Another English major once pointed out that it's not so much the fact that the writers are African American, but that the books considered African American literature are African American themed. I don't know about that. Tons of great American novels have centered a great deal around the state of California, but I've never seen a special section in the bookstore inhabited by Amy Tan, John Steinbeck, and Dashiell Hammett. You know? 
I can be a little militant about this stuff. About women and minorities and gay people not getting a fair shake, and I can't say I'm sure why. What's it to me, really? And more importantly, why do I continue to shop at Borders? The second question is easy: I live in Canton. And Jeremy and I are so nerdy that a trip to Borders is date night.
The first question? I don't know. I guess I've always been a bit of an outsider, for better or worse. I've been the white one, the liberal one, the one with the mental illness. Not that that's a bad thing, not that people have always treated me badly because of it. Just, I know what it feels like to feel like an Other, when all I am is me. That sounds maudlin.
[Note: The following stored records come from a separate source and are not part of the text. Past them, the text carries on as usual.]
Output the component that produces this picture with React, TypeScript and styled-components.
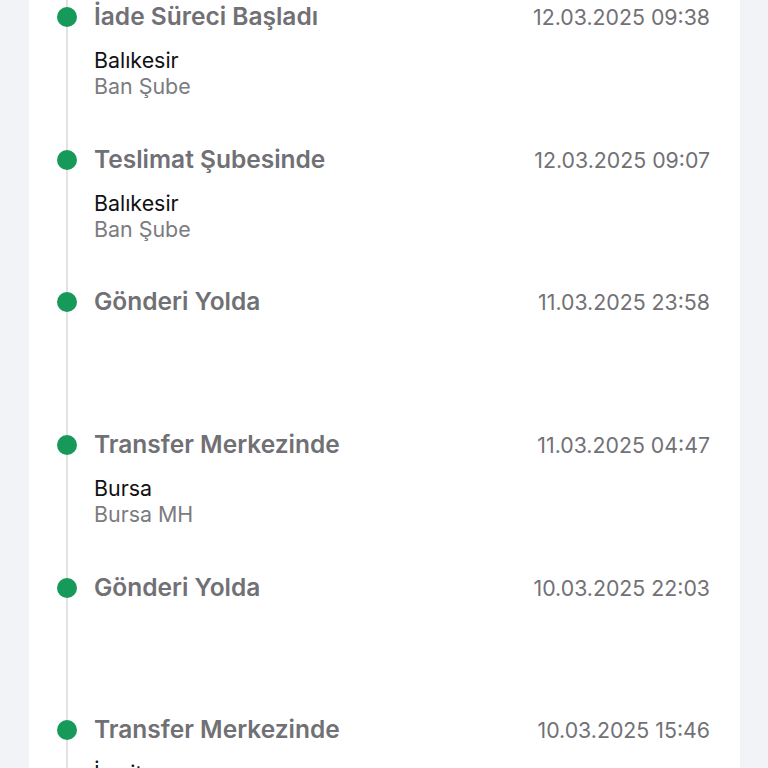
import React from "react";
import styled, { createGlobalStyle } from "styled-components";

interface IEvent {
  title: string;
  date: string;
  city?: string;
  branch?: string;
}

const events: IEvent[] = [
  { title: "İade Süreci Başladı", date: "12.03.2025 09:38", city: "Balıkesir", branch: "Ban Şube" },
  { title: "Teslimat Şubesinde", date: "12.03.2025 09:07", city: "Balıkesir", branch: "Ban Şube" },
  { title: "Gönderi Yolda", date: "11.03.2025 23:58" },
  { title: "Transfer Merkezinde", date: "11.03.2025 04:47", city: "Bursa", branch: "Bursa MH" },
  { title: "Gönderi Yolda", date: "10.03.2025 22:03" },
  { title: "Transfer Merkezinde", date: "10.03.2025 15:46", city: "İzmit", branch: "İzmit Şube" },
];

const Global = createGlobalStyle`
  html, body {
    margin: 0;
    padding: 0;
    background: #f2f3f6;
    height: 768px;
    overflow: hidden;
    font-family: Inter, "Noto Sans", sans-serif;
    -webkit-font-smoothing: antialiased;
  }
`;

const Page = styled.div`
  display: flex;
  height: 768px;
  overflow: hidden;
  padding-left: 29px;
`;

const Card = styled.div`
  width: 711px;
  background: #ffffff;
  padding-top: 3px;
  display: flex;
  flex-direction: column;
`;

const Item = styled.div`
  display: grid;
  grid-template-columns: 65px 1fr;
  height: 142.67px;
  flex-shrink: 0;
  padding-right: 30px;
`;

const Rail = styled.div`
  position: relative;
  &::before {
    content: "";
    position: absolute;
    left: 37px;
    top: -10px;
    bottom: -10px;
    width: 1.5px;
    background: #e2e2e4;
  }
`;

const Dot = styled.span`
  position: absolute;
  left: 28px;
  top: 4px;
  width: 20px;
  height: 20px;
  border-radius: 50%;
  background: #17995a;
`;

const Body = styled.div`
  display: flex;
  flex-direction: column;
`;

const Head = styled.div`
  display: flex;
  justify-content: space-between;
  align-items: baseline;
  height: 26px;
`;

const Title = styled.span`
  font-size: 24.5px;
  line-height: 26px;
  font-weight: 600;
  color: #707075;
`;

const Time = styled.span`
  font-size: 21.3px;
  line-height: 26px;
  color: #717176;
`;

const Place = styled.div`
  margin-top: 18px;
  font-size: 21.4px;
  line-height: 26px;
`;

const City = styled.div`
  color: #111113;
`;

const Branch = styled.div`
  color: #7b7b80;
`;

export default function App() {
  return (
    <>
      <Global />
      <Page>
        <Card>
          {events.map((e, i) => (
            <Item key={i}>
              <Rail>
                <Dot />
              </Rail>
              <Body>
                <Head>
                  <Title>{e.title}</Title>
                  <Time>{e.date}</Time>
                </Head>
                {e.city && (
                  <Place>
                    <City>{e.city}</City>
                    <Branch>{e.branch}</Branch>
                  </Place>
                )}
              </Body>
            </Item>
          ))}
        </Card>
      </Page>
    </>
  );
}
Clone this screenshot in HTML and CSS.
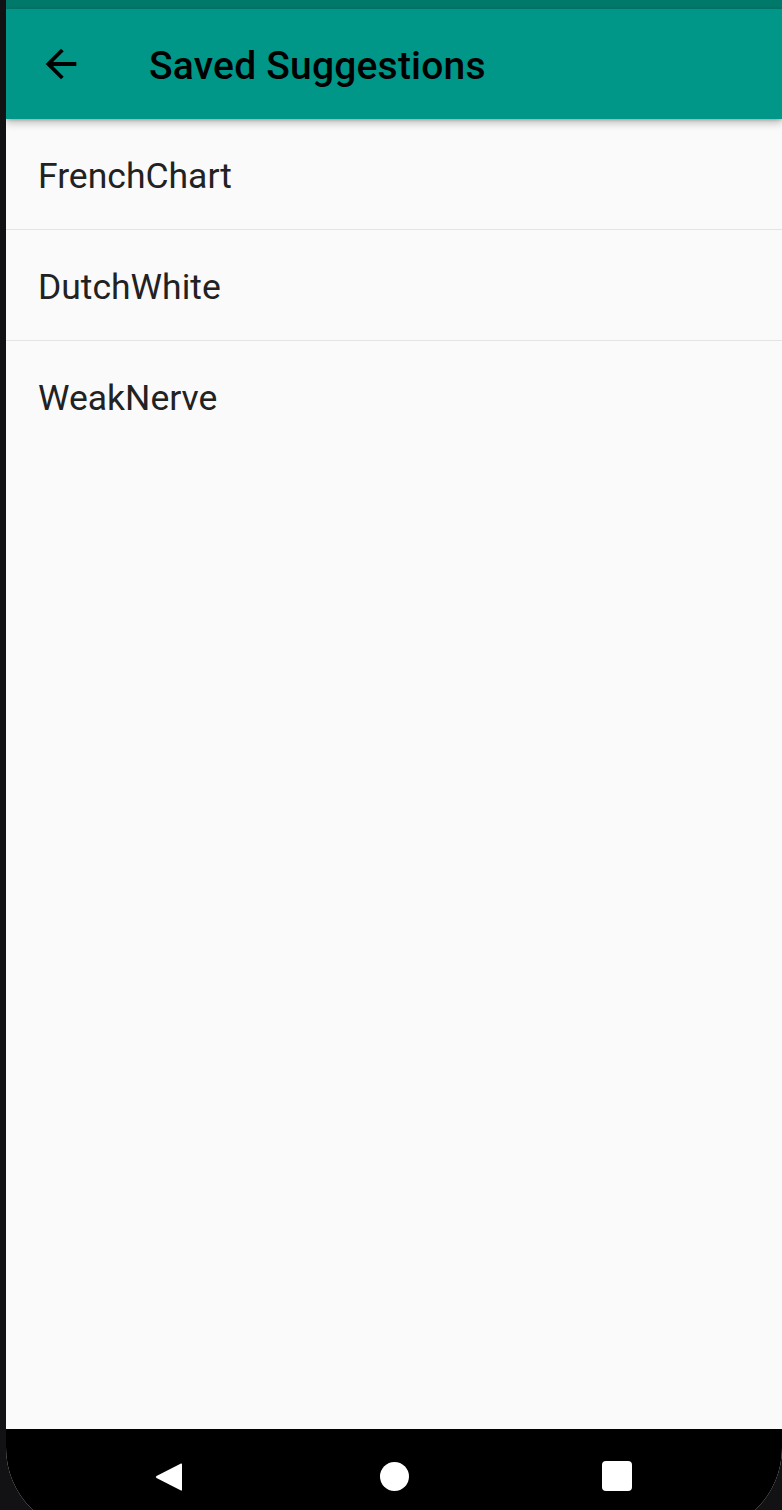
FILE: index.html
```html
<!DOCTYPE html>
<html>
<head>
<meta charset="utf-8">
<link rel="stylesheet" href="styles.css">
<title>Saved Suggestions</title>
</head>
<body>
<div class="screen">
  <div class="status-bar"></div>
  <header class="app-bar">
    <svg class="back" viewBox="0 0 24 24" width="46" height="46"><path d="M20 11H7.83l5.59-5.59L12 4l-8 8 8 8 1.41-1.41L7.83 13H20v-2z" fill="#000"/></svg>
    <h1 class="title">Saved Suggestions</h1>
  </header>
  <main class="list">
    <div class="item divided">FrenchChart</div>
    <div class="item divided">DutchWhite</div>
    <div class="item">WeakNerve</div>
  </main>
  <nav class="nav-bar">
    <svg class="nav-back" viewBox="0 0 30 32" width="30" height="32"><path d="M27 2.5 Q28 2 28 3.5 V28.5 Q28 30 27 29.5 L2.5 17 Q1 16 2.5 15 Z" fill="#fff"/></svg>
    <div class="nav-home"></div>
    <div class="nav-recent"></div>
  </nav>
</div>
</body>
</html>
```
FILE: styles.css
```css
html, body {
  margin: 0;
  padding: 0;
  height: 1510px;
  overflow: hidden;
  background: #121114;
}
.screen {
  margin-left: 6px;
  width: 776px;
  height: 1533px;
  display: flex;
  flex-direction: column;
  background: #fafafa;
  border-radius: 0 0 85px 85px;
  overflow: hidden;
  font-family: Roboto, "Liberation Sans", sans-serif;
}
.status-bar {
  height: 9px;
  background: #00796b;
  flex: none;
}
.app-bar {
  height: 110px;
  flex: none;
  background: #009688;
  display: flex;
  align-items: center;
  box-shadow: 0 4px 8px rgba(0,0,0,0.24), 0 1px 3px rgba(0,0,0,0.2);
  position: relative;
  z-index: 1;
}
.back {
  margin-left: 32px;
  flex: none;
}
.title {
  margin: 4px 0 0 65px;
  font-size: 39px;
  font-weight: 500;
  color: #000;
  letter-spacing: 0.2px;
}
.list {
  flex: 1;
}
.item {
  height: 110px;
  display: flex;
  align-items: center;
  padding-left: 32px;
  padding-top: 3px;
  box-sizing: border-box;
  height: 111px;
  font-size: 35.5px;
  color: #222;
}
.divided {
  border-bottom: 1px solid #e4e4e4;
}
.nav-bar {
  height: 104px;
  flex: none;
  background: #000;
  display: flex;
  align-items: flex-start;
  padding-top: 32px;
  box-sizing: border-box;
  position: relative;
}
.nav-back {
  margin-left: 148px;
  flex: none;
}
.nav-home {
  width: 29px;
  height: 29px;
  border-radius: 50%;
  background: #fff;
  margin-left: 196px;
  margin-top: 1px;
  flex: none;
}
.nav-recent {
  width: 30px;
  height: 30px;
  border-radius: 4px;
  background: #fff;
  margin-left: 193px;
  flex: none;
}
```
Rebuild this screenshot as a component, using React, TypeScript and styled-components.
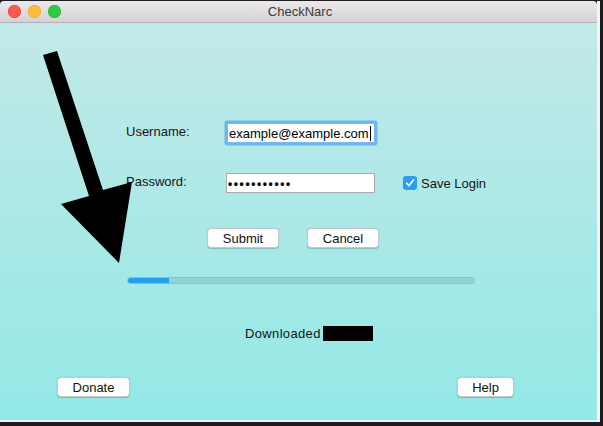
import React from "react";
import styled, { createGlobalStyle } from "styled-components";

const GlobalStyle = createGlobalStyle`
  html, body { margin: 0; padding: 0; }
  body {
    background: #1d1c1f;
    font-family: "Liberation Sans", Arial, Helvetica, sans-serif;
    font-size: 13px;
    color: #111;
    width: 603px;
    height: 426px;
    overflow: hidden;
  }
`;

const Window = styled.div`
  position: relative;
  margin-top: 1px;
  width: 597px;
  border-right: 3px solid #f2f4f4;
  border-bottom: 2px solid #f2f4f4;
  display: flex;
  flex-direction: column;
`;

const TitleBar = styled.div`
  height: 21px;
  border-bottom: 1px solid #b1afb1;
  background: linear-gradient(#ebe9eb, #d4d2d4);
  border-radius: 4px 4px 0 0;
  display: grid;
  grid-template-columns: 1fr auto 1fr;
  align-items: center;
`;

const Lights = styled.div`
  display: flex;
  gap: 7px;
  padding-left: 8px;
`;

const Light = styled.span<{ $c: string; $b: string }>`
  width: 13px;
  height: 13px;
  border-radius: 50%;
  background: ${(p) => p.$c};
  box-shadow: inset 0 0 0 0.5px ${(p) => p.$b};
`;

const Title = styled.div`
  font-size: 13px;
  color: #3b3a3c;
  padding-left: 3px;
`;

const Content = styled.div`
  height: 397px;
  background: linear-gradient(#c2e9e8, #93e8e6);
  display: flex;
  flex-direction: column;
`;

const Form = styled.div`
  margin: 98px 0 0 126px;
  display: grid;
  grid-template-columns: 100px 149px auto;
  grid-template-rows: 24px 20px;
  row-gap: 28px;
  align-items: center;
`;

const Label = styled.div`
  font-size: 13px;
  color: #151515;
  margin-top: -3px;
`;

const Field = styled.div<{ $focused?: boolean }>`
  box-sizing: border-box;
  height: 20px;
  width: ${(p) => (p.$focused ? "148px" : "149px")};
  margin-left: ${(p) => (p.$focused ? "1px" : "0")};
  background: #fff;
  border: 1px solid ${(p) => (p.$focused ? "#7fb8e8" : "#a9aaab")};
  box-shadow: ${(p) => (p.$focused ? "0 0 0 2.5px #6bb7ec" : "none")};
  border-radius: ${(p) => (p.$focused ? "1px" : "0")};
  display: flex;
  align-items: center;
  padding-left: 1px;
  font-size: 13px;
  color: #000;
  white-space: nowrap;
  overflow: hidden;
`;

const Caret = styled.span`
  width: 1px;
  height: 15px;
  background: #000;
  margin-left: 1px;
`;

const Dots = styled.span`
  font-size: 12px;
  letter-spacing: 1.6px;
  font-weight: bold;
  padding-top: 1px;
`;

const CheckGroup = styled.label`
  display: flex;
  align-items: center;
  gap: 4px;
  margin-left: 28px;
  font-size: 13px;
  color: #151515;
`;

const CheckBox = styled.span`
  width: 14px;
  height: 14px;
  border-radius: 3px;
  background: #2b9cf2;
  display: flex;
  align-items: center;
  justify-content: center;
`;

const ButtonRow = styled.div<{ $left: number }>`
  display: flex;
  gap: 28px;
  padding-left: ${(p) => p.$left}px;
  margin-top: 35px;
`;

const Button = styled.button<{ $w: number }>`
  box-sizing: border-box;
  width: ${(p) => p.$w}px;
  height: 20px;
  padding: 0;
  background: #fff;
  border: 1px solid #c3c7c7;
  border-radius: 4px;
  box-shadow: 0 0.5px 1px rgba(0, 0, 0, 0.2);
  font-family: "Liberation Sans", Arial, sans-serif;
  font-size: 13px;
  color: #111;
`;

const Track = styled.div`
  box-sizing: border-box;
  margin: 29px 0 0 127px;
  width: 348px;
  height: 7px;
  border-radius: 4px;
  background: #93d4d3;
  border: 1px solid #83c5c4;
  overflow: hidden;
  display: flex;
`;

const Fill = styled.div`
  height: 100%;
  background: #229ff0;
`;

const DownloadRow = styled.div`
  display: flex;
  align-items: center;
  margin: 41px 0 0 245px;
  height: 16px;
  font-size: 13px;
  letter-spacing: 0.35px;
  color: #151515;
`;

const Redact = styled.span`
  width: 50px;
  height: 15px;
  background: #000;
  margin-left: 2px;
`;

const Footer = styled.div`
  margin-top: auto;
  padding: 0 83px 23px 57px;
  display: flex;
  justify-content: space-between;
`;

const Arrow = styled.svg`
  position: absolute;
  left: 0;
  top: 0;
  pointer-events: none;
`;

export default function App() {
  const progress = 41 / 346;
  return (
    <>
      <GlobalStyle />
      <Window>
        <TitleBar>
          <Lights>
            <Light $c="#fc5753" $b="#df3d38" />
            <Light $c="#fdbc40" $b="#de9e2a" />
            <Light $c="#33c748" $b="#27aa35" />
          </Lights>
          <Title>CheckNarc</Title>
          <div />
        </TitleBar>
        <Content>
          <Form>
            <Label>Username:</Label>
            <Field $focused>
              example@example.com
              <Caret />
            </Field>
            <div />
            <Label>Password:</Label>
            <Field>
              <Dots>•••••••••••</Dots>
            </Field>
            <CheckGroup>
              <CheckBox>
                <svg width="10" height="10" viewBox="0 0 10 10">
                  <path
                    d="M1.6 5.2 L4 7.6 L8.6 1.8"
                    fill="none"
                    stroke="#fff"
                    strokeWidth="1.6"
                    strokeLinecap="round"
                    strokeLinejoin="round"
                  />
                </svg>
              </CheckBox>
              Save Login
            </CheckGroup>
          </Form>
          <ButtonRow $left={207}>
            <Button $w={72}>Submit</Button>
            <Button $w={72}>Cancel</Button>
          </ButtonRow>
          <Track>
            <Fill style={{ width: `${progress * 100}%` }} />
          </Track>
          <DownloadRow>
            Downloaded
            <Redact />
          </DownloadRow>
          <Footer>
            <Button $w={73}>Donate</Button>
            <Button $w={57}>Help</Button>
          </Footer>
        </Content>
        <Arrow width="200" height="280" viewBox="0 0 200 280">
          <polygon
            points="43,54 57,50 103,189 132,181 119,262 61,203 89,195"
            fill="#000"
          />
        </Arrow>
      </Window>
    </>
  );
}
I guess I'm saying I can be hyper-conscious of wanting everyone to have a seat at the table. And that's better than the opposite extreme, I think.
Also, Borders should probably reconsider having the Gender Studies books directly above the bondage erotica. Not that I think bondage is anti-feminist, just that for a minute I thought that Couldn't Keep It to Myself: Wally Lamb and the Women of York Correctional Institution was some kind of prison fetish novel, and I was rather shocked to find Wally Lamb writing prison fetish novels.

Wednesday, July 6, 2011

Things I shouldn't address this long past bed time

Yeah, so bed time is 11 and this warrants far more discussion than I'm going to be able to give it just now, but it's been on my mind. So first, there's the Canadian couple who aren't telling anybody their baby's gender article that everyone I know has forwarded to me. On the whole, I think that gender is a really fluid concept and it's really good for parents to encourage their kids not to buy into the gender binary. I know a whole lot of people, trans and otherwise, who would have had far less trauma in their teens and adult years had they not had parents who were trying to force them to be more masculine or feminine.
However, turning your child into an international freak show is not okay. To make this huge socio-political statement through your infant is no damn fair. To make it through your twelve year old is no damn fair. If the parents want to start dressing themselves in gender-neutral clothing and refusing to reveal their own gender to people, that's fine and that's their business. If Baby Storm reaches the age of 18 and decides ghe wants to tell the entire planet that ghe doesn't want to reveal gher gender, that is absolutely great. Your kid is not a science fair project. Your kid is not a political statement. Your kid is a life, and a fragile life at that, and does not deserve to have gher parents using gher to get attention for themselves.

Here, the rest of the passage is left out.